Vittel was divided into two sections by river Petit Vair. Although compact, the village had two justices and two parishes. The Revolution put an end to this division by making Vittel a canton capital.
In 1854, after visiting the nearby spa of Contrexéville, lawyer Louis Bouloumié purchased Fontaine de Gérémoy, the site of the modern-day town of Vittel. Two years later, he built a pavilion from which developed the grand, luxurious architecture which characterises the site. The town was also a recognized spa, bottling and exporting mineral water, now bottled and sold by Nestlé Waters France, under the Vittel brand.
Vittel served as an internment camp for enemy aliens of the German Reich during World War II. Hundreds of American and British families were interned there from September 1942. A few hundred Jewish people, citizens of German enemies, were also sent there by the Germans who hoped to use them to exchange for German prisoners or nationals held elsewhere. Most of Vittel's Jewish detainees were deported to Auschwitz and murdered there in 1944.
Olivier Touzeau, 8 September 2020
The flag of Vittel (photo, photo) is vertically divided red-yellow, charged in the center with the municipal coat of arms, "Quarterly, 1. and 4. Lozengy or and sable (Lignéville), 2. and 3. Gules two keys argent in saltire (Remiremont). Inescutcheon per bend sinister wavy gules and or".
Before the French Revolution, Vittel was composed of two parts. The Grand Ban / Ban Henrion, located on the left bank of river Vair, was owned by the Nobles Dames of Remiremont, while the Petit Ban, located on the right bank of the Vair, belonged to the Lignéville family.

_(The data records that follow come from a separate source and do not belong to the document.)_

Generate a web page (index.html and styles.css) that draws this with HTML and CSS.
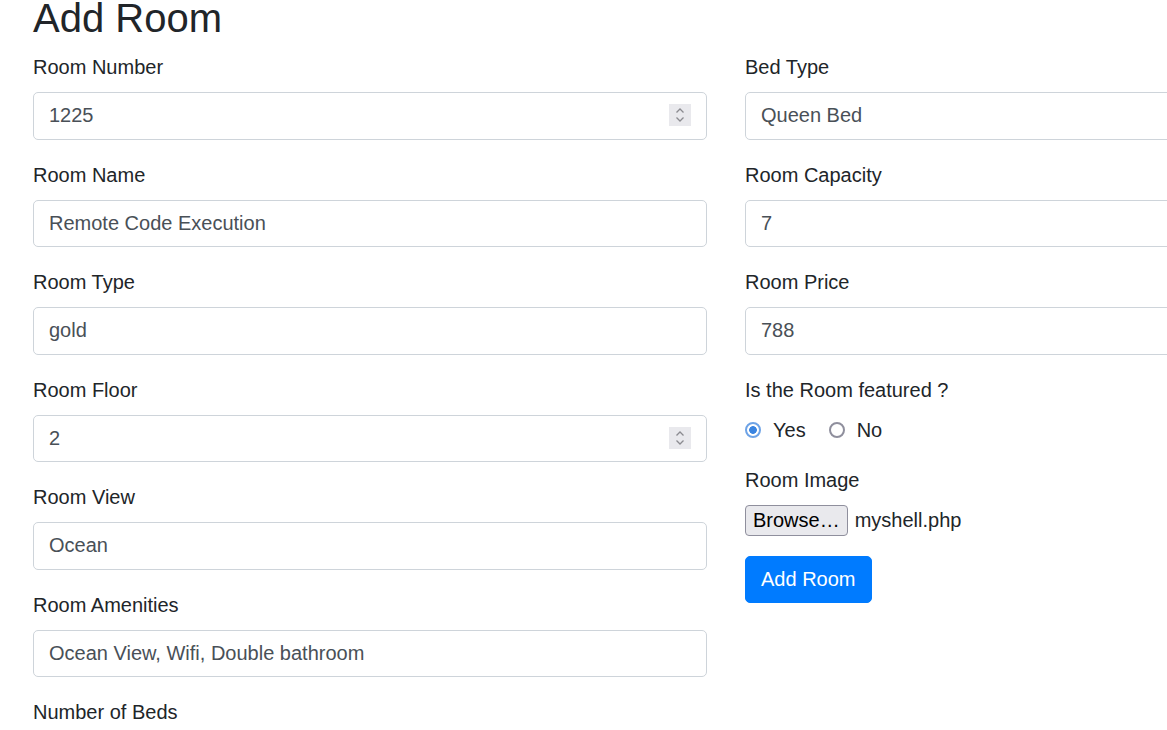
FILE: index.html
```html
<!DOCTYPE html>
<html lang="en">
<head>
<meta charset="utf-8">
<title>Add Room</title>
<link rel="stylesheet" href="styles.css">
</head>
<body>
<div class="page">
  <h2 class="title">Add Room</h2>
  <form class="form-grid">
    <div class="col">
      <div class="group">
        <label class="lbl">Room Number</label>
        <div class="num">
          <input class="field" type="text" value="1225">
          <span class="spin"><svg width="10" height="16" viewBox="0 0 10 16"><path d="M1.5 5.5 L5 2 L8.5 5.5 M1.5 10.5 L5 14 L8.5 10.5" fill="none" stroke="#8b8b90" stroke-width="1.3"/></svg></span>
        </div>
      </div>
      <div class="group">
        <label class="lbl">Room Name</label>
        <input class="field" type="text" value="Remote Code Execution">
      </div>
      <div class="group">
        <label class="lbl">Room Type</label>
        <input class="field" type="text" value="gold">
      </div>
      <div class="group">
        <label class="lbl">Room Floor</label>
        <div class="num">
          <input class="field" type="text" value="2">
          <span class="spin"><svg width="10" height="16" viewBox="0 0 10 16"><path d="M1.5 5.5 L5 2 L8.5 5.5 M1.5 10.5 L5 14 L8.5 10.5" fill="none" stroke="#8b8b90" stroke-width="1.3"/></svg></span>
        </div>
      </div>
      <div class="group">
        <label class="lbl">Room View</label>
        <input class="field" type="text" value="Ocean">
      </div>
      <div class="group">
        <label class="lbl">Room Amenities</label>
        <input class="field" type="text" value="Ocean View, Wifi, Double bathroom">
      </div>
      <div class="group">
        <label class="lbl">Number of Beds</label>
        <input class="field" type="text" value="1">
      </div>
    </div>
    <div class="col">
      <div class="group">
        <label class="lbl">Bed Type</label>
        <input class="field" type="text" value="Queen Bed">
      </div>
      <div class="group">
        <label class="lbl">Room Capacity</label>
        <input class="field" type="text" value="7">
      </div>
      <div class="group">
        <label class="lbl">Room Price</label>
        <input class="field" type="text" value="788">
      </div>
      <div class="group">
        <label class="lbl">Is the Room featured ?</label>
        <div class="radios">
          <label class="check"><input class="radio" type="radio" name="featured" checked> Yes</label>
          <label class="check"><input class="radio" type="radio" name="featured"> No</label>
        </div>
      </div>
      <div class="group">
        <label class="lbl">Room Image</label>
        <div class="file">
          <button type="button" class="browse">Browse…</button>
          <span class="fname">myshell.php</span>
        </div>
      </div>
      <button type="button" class="btn">Add Room</button>
    </div>
  </form>
</div>
</body>
</html>
```
FILE: styles.css
```css
html {
  overflow: hidden;
}
body {
  margin: 0;
  background: #ffffff;
  font-family: "Liberation Sans", Arial, sans-serif;
  font-size: 20px;
  line-height: 30px;
  color: #212529;
}
.page {
  padding-left: 33px;
}
.title {
  margin: 0 0 16px 0;
  font-size: 40px;
  line-height: 36px;
  font-weight: 400;
  color: #212529;
}
.form-grid {
  display: flex;
  gap: 38px;
  align-items: flex-start;
}
.col {
  width: 674px;
  flex-shrink: 0;
  display: flex;
  flex-direction: column;
  align-items: flex-start;
}
.group {
  width: 100%;
  margin-bottom: 20px;
}
.lbl {
  display: block;
  margin-bottom: 10px;
  line-height: 30px;
}
.field {
  display: block;
  box-sizing: border-box;
  width: 100%;
  height: 47.5px;
  padding: 7.5px 15px;
  margin: 0;
  font-family: "Liberation Sans", Arial, sans-serif;
  font-size: 20px;
  line-height: 30px;
  color: #495057;
  background: #ffffff;
  border: 1px solid #ced4da;
  border-radius: 5px;
  outline: none;
}
.num {
  position: relative;
}
.spin {
  position: absolute;
  right: 16px;
  top: 12px;
  width: 22px;
  height: 22px;
  background: #e9e9ed;
  display: flex;
  align-items: center;
  justify-content: center;
}
.radios {
  display: flex;
  align-items: center;
  height: 30px;
}
.check {
  display: inline-flex;
  align-items: center;
  margin-right: 23px;
  line-height: 30px;
}
.radio {
  appearance: none;
  -webkit-appearance: none;
  box-sizing: border-box;
  width: 16px;
  height: 16px;
  margin: 0 12px 0 0;
  border: 2px solid #8f8f9d;
  border-radius: 50%;
  background: #ffffff;
}
.radio:checked {
  border-color: #6ea3e6;
  background: radial-gradient(circle, #3a84e0 0, #3a84e0 3.5px, #ffffff 4.2px);
}
.file {
  display: flex;
  align-items: center;
  height: 31px;
}
.browse {
  box-sizing: border-box;
  height: 31px;
  padding: 0 7px;
  margin: 0 7px 0 0;
  font-family: "Liberation Sans", Arial, sans-serif;
  font-size: 20px;
  line-height: 29px;
  color: #000000;
  background: #e9e9ed;
  border: 1px solid #8f8f9d;
  border-radius: 4px;
}
.fname {
  color: #212529;
}
.btn {
  box-sizing: border-box;
  height: 47.5px;
  padding: 7.5px 15px;
  font-family: "Liberation Sans", Arial, sans-serif;
  font-size: 20px;
  line-height: 30px;
  color: #ffffff;
  background: #007bff;
  border: 1.25px solid #007bff;
  border-radius: 5px;
}
```
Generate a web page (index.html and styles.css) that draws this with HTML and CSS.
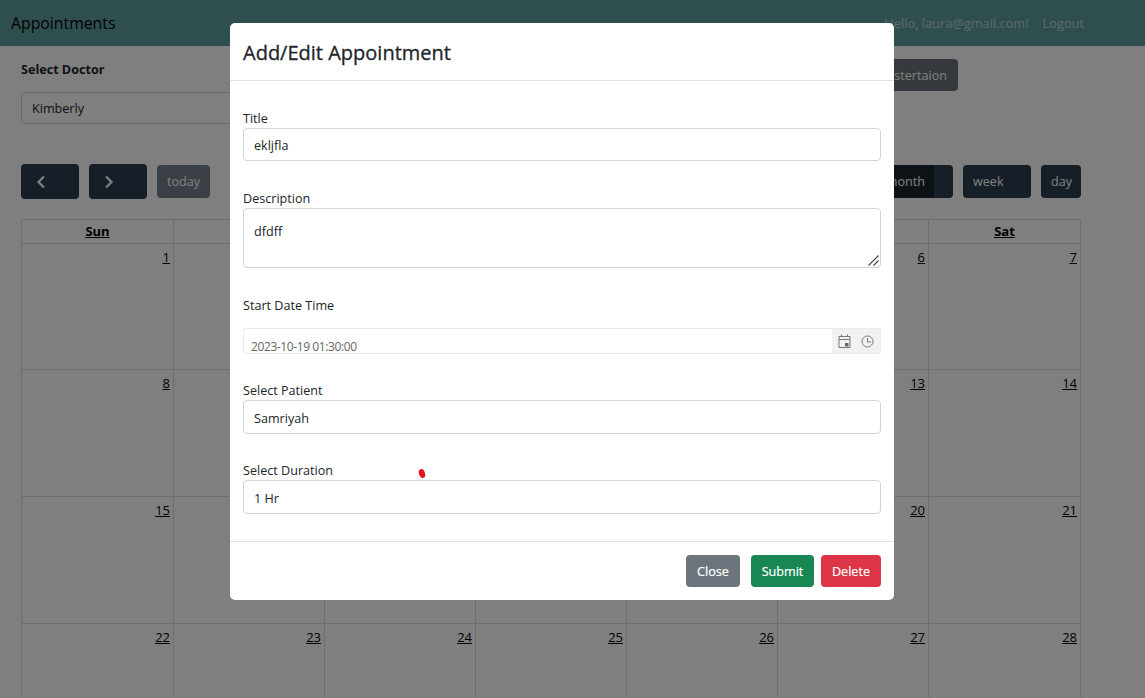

The first and fourth quarters of the arms feature the arms of the Lignéville family, while the second and third arms feature the arms of the Nobles Dames of Remiremont. The escutcheon represents the two bans separated by the sinuous Vair.
[Armorial des villes et villages de France]
The Lignéville family was among the highest noble lineages in the Duchy of Lorraine. The Châtelet, Haraucourt, Lenoncourt and Lignéville formed the Grands Chevaux (Big Horses), the topmost class of the social hierarchy of the time.
Just below the Grands Chevaux, the Armoises, Beauvau, Choiseul, Custine, Ficquelmont, Gourcy, Ludre, Mitry and Raigecourt formed the Petits Chevaux (Small Horses).
Members of the Grands Chevaux had the privilege to wear high heels at the court. Émilie du Châtelet (1705-1749), philosopher and physicist, mistress of Voltaire from 1734 to her death, was the star of the court of Duke Stanislas in Lunéville, where she never missed an opportunity to clap her heels to emphasize her rank. The aspiration of Petits Chevaux to update their rank to Grands Chevaux is the origin of the French expression Monter sur ses grands chevaux, lit. "to climb on big horses", meaning "to vehemently defend a point of view".